Refuser l’impuissance est une attitude instinctive. L’accepter est une expérience existentielle. Graaf Durkheim (1886-1988), celui que l’on surnommait le vieux sage de la Forêt Noire, soulignait que l’homme doit traverser trois expériences existentielles, la solitude, la finitude et l’absurde. J’y vois trois facettes de l’impuissance. L’illusion de toute-puissance nous enferme dans la solitude et nous coupe de notre flux créatif, un jaillissement qui ne doit rien à notre volonté.

Notre société occidentale me paraît être dans une fuite en avant à ce sujet. Elle refuse ses limites et, pour ne jamais s’avouer vaincue, mise à l’infini sur le savoir et la technique jusqu’à dénaturer la science en scientisme. Dans cette surenchère, on écrase tout autour de soi. Au point de prétendre aller vivre sur Mars après avoir bousillé la Terre, de raser une population qui fait obstacle à notre rêve d’expansion, de rêver d’une « super artificial intelligence » censée surpasser l’homme et qui asséchera sa créativité.

Je rejoins Malraux lorsqu’il affirmait que le défi du 21e siècle sera d’y réintroduire les dieux. J’ai l’intime conviction que retrouver la voie de l’harmonie dans le monde ne pourra se faire sans retrouver le chemin du sacré. La politique et la psychologie n’y suffiront pas. L’homme est habité d’une quête d’infini, et peut-être plus encore dans des temps sombres comme l’époque actuelle. « Tenter, sans force et sans armure, d’atteindre l’inaccessible étoile », chantait Brel. Notre tort est de chercher cet infini, cette étoile, dans des compétences matérielles. Le seul infini est bien de l’ordre de « ce qui nous dépasse », qu’on l’appelle Dieu, l’Amour inconditionnel ou le Mystère. Si l’infini est en nous, il nous traverse.

La personnification de la référence au « Plus-que-nous » complique cette ouverture. Bien sûr, la Bible (pour ne parler que d’elle, n’ayant pas lu les autres grands textes sacrés) n’a pas aidé, elle qui, de la Genèse aux Évangiles, évoque un « Père » qui nous parle, nous regarde, nous aime, se courrouce, nous pardonne. Peut-être ceux qui ont écrit ces textes, simples humains, étaient-ils incapables de se départir de cet anthropomorphisme. Peut-être aussi ceux qui les lisent aujourd’hui — ou renâclent à les lire — sont-ils incapables de dépasser cette personnification et rejoindre sa dimension symbolique. Pourtant, enfants nous acceptions que les petits êtres de l’univers de Walt Disney, lapins ou théières, nous parlent ; nous étions capables de traverser l’image et nous laisser toucher par le message. C’est d’ailleurs le propre des contes et des mythes de nous parler sans que nous nous offusquions de leur invraisemblance rationnelle. Peut-être devons-nous retrouver le chemin des mythologies ?

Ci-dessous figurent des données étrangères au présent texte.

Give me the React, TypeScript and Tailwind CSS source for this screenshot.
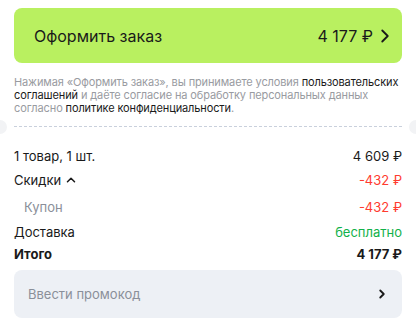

Le Dieu qui me parle, à travers mes réflexions, sensations et images, c’est une énergie puissante et enveloppante, une énergie tournée naturellement vers la vie, sans intention, tout comme le soleil brille et nous réchauffe, parfois brûlant, parfois embrumé, parfois éclipsé, toujours là même lorsque la nuit tombe. Les termes — sacré, divin, mystère — sont d’imparfaites tentatives pour cerner une dimension qui nous dépasse, celle-là même qui nous inspire l’humilité, l’émerveillement et la gratitude, bien loin de la croyance de ne pouvoir compter que sur soi. Sans ces attitudes, il nous sera impossible de nous tourner vers l’autre et de dépasser nos peurs, haines et projections.

C’est mon avis et je le partage, aurait dit le Grand Chef.